I have said major cases. But what is the problem? If you put distance=* you will know the traffic sign would have effect in 150m. (where probably you will find another traffic sign like this without distance). traffic_sign=complementary signs are for this so this you have would be:
highway=give_way / traffic_sign=give_way
traffic_sign:id=ES:R1
traffic_sign:2=complementary
complementary=distance
distance=150 m.
traffic_sign:2:id=ES:S800

Your proposal says that highway=stop and highway=give_way are being left alone. If so, then the status quo is that most of these nodes will not be combined with traffic_sign tags, because the stopping/yielding location is almost always mapped separately from the location of an “ahead” sign. This is important, because every data consumer that understands highway=stop and highway=give_way interprets them as applying on the spot, not at some arbitrary distance ahead based on distance=*. Currently, this tagging combination is practically unique to your contributions, so data consumers are unlikely to consider it. You’d be well-advised to conform your tagging in Catalonia to that of the rest of the world, even if your proposal passes.

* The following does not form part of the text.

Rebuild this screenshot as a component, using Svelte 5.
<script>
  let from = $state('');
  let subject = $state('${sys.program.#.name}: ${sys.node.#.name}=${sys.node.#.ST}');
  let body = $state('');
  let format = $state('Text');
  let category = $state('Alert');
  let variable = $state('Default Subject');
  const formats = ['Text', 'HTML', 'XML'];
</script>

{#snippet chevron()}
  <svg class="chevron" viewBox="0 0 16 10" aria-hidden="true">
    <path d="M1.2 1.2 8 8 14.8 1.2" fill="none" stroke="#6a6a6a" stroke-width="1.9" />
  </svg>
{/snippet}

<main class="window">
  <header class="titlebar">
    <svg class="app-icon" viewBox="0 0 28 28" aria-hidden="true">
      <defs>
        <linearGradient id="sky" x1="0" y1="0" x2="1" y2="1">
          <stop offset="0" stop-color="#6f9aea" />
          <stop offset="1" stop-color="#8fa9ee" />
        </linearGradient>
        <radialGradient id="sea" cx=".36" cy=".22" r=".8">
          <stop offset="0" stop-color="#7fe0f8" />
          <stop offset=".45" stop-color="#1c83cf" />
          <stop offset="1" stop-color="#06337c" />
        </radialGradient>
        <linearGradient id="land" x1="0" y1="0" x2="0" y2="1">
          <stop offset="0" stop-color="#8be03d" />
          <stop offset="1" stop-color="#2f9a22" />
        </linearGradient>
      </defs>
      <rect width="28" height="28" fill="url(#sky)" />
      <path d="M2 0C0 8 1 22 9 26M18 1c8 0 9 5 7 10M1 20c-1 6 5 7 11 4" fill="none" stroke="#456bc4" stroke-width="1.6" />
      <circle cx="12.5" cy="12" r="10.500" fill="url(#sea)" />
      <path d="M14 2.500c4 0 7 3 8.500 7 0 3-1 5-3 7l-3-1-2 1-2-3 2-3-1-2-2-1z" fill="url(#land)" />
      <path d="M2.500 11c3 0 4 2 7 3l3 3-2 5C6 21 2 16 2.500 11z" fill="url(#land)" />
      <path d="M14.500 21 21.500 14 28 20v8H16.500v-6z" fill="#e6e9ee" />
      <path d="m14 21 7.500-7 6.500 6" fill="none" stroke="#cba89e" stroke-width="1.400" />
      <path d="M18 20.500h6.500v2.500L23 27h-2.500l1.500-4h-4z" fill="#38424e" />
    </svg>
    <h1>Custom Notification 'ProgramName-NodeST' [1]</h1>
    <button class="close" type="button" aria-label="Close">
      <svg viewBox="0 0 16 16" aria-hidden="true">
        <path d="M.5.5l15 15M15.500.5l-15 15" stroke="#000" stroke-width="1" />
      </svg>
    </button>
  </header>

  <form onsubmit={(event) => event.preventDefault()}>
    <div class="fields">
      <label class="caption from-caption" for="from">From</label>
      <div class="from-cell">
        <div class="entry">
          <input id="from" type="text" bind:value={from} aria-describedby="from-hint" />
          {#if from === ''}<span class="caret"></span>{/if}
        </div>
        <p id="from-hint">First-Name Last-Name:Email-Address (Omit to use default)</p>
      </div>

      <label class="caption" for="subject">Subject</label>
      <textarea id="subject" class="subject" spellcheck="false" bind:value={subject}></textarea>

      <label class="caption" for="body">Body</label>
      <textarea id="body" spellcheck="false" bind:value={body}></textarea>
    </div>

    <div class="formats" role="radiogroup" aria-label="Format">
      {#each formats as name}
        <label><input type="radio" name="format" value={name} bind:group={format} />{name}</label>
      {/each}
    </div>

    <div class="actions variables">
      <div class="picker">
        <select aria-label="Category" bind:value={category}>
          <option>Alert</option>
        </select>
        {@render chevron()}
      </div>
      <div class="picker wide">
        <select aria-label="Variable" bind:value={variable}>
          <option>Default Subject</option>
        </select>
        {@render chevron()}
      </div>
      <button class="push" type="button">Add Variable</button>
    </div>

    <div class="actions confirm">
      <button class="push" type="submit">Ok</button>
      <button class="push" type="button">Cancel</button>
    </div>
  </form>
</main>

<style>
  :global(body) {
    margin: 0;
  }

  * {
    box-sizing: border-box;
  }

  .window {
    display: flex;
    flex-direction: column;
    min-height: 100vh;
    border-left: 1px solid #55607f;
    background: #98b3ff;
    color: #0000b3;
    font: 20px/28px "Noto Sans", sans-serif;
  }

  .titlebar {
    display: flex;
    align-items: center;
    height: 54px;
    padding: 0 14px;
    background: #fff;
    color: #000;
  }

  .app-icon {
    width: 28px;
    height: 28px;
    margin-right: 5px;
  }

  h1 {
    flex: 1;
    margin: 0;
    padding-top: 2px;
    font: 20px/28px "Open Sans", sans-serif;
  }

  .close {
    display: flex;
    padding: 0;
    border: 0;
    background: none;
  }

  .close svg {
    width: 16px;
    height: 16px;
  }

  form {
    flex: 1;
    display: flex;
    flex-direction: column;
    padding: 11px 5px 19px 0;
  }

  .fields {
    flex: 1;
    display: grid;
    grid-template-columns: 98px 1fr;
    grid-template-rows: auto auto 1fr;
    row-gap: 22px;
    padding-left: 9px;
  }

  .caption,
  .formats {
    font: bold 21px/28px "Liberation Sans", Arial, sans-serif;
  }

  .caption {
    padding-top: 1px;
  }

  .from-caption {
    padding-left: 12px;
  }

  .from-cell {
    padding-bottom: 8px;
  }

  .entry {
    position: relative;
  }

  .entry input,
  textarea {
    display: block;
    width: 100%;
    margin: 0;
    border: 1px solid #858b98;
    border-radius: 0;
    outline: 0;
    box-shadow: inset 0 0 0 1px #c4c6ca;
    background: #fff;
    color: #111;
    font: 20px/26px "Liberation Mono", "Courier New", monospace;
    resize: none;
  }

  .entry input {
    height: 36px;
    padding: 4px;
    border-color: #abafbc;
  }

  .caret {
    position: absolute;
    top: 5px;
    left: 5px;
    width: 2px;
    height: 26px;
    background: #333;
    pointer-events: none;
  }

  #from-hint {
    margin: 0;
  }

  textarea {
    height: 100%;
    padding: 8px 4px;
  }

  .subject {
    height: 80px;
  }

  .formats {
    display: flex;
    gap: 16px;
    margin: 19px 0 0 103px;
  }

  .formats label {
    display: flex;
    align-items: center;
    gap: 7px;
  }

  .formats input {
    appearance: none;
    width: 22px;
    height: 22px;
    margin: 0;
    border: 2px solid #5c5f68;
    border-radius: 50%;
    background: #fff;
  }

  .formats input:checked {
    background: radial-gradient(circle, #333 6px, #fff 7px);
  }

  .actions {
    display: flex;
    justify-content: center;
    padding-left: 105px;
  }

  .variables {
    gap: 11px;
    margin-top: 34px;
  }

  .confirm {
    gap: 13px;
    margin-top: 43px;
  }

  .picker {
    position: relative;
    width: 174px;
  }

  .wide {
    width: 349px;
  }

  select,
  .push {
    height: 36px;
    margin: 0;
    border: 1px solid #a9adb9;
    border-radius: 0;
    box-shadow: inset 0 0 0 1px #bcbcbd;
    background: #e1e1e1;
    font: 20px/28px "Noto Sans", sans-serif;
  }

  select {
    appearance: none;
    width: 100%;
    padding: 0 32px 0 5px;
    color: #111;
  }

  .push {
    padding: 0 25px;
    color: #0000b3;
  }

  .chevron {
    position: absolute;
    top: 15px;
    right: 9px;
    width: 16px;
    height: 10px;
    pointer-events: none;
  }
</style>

A difference of 150 meters (about 10 seconds traveling at 55 km/h) may not sound like much, but when OSM data is already being used in real, consumer-facing driver assistance products on the road, we cannot afford to be cavalier about concepts as basic as stopping and yielding. There has been plenty of discussion so far but still no clear and convincing rationale as to why we should wave our hands about this distinction.

I have only been half-following this thread, but if I am right to assume that a current point of contention is whether or not highway=stop and highway=give_way have consistently been used only as vertices on roads (i.e. at the stop position) rather than as free-floating nodes at the position of the traffic sign or not, some numbers would help.

I.e. analyze how much percent of highway=stop etc. have been mapped as vertices of ways and document it accordingly.

Unfortunately, I don’t know how to efficiently analyze that. Is it possible (easily) with Overpass? - I don’t know.

No, the author still adds the advance warning signs as points on the highway= road. This means it is impossible to detect. Differentiation with stopping position is impractical from the variation in intersection size, and merge geometry.
What you thought is still impractically slow to infeasible in Overpass (I don’t know SPARQL). Or, at least I don’t want to hog up many unknown minutes of running it on the server. Best done offline.

node[highway=give_way]->.control;
way(bn.control)[highway];
node.control(w);
out count;

Performance-wise, this could run in reasonable time in a SPARQL engine, but unfortunately neither Sophox nor QLever exposes information about which nodes are part of which ways. Sometimes you can get lucky by finding a node that intersects the way, but floating-point errors dramatically limit the results.

With an Overpass-turbo query (overpass turbo) you can find all the give_ways with distance (39 of 1 million). But remember for this proposal of traffic signs I will not count with any highway=stop or highway=give_way as a big element of controversy. I think probably it will have its own proposal about that and the discussion will be tough.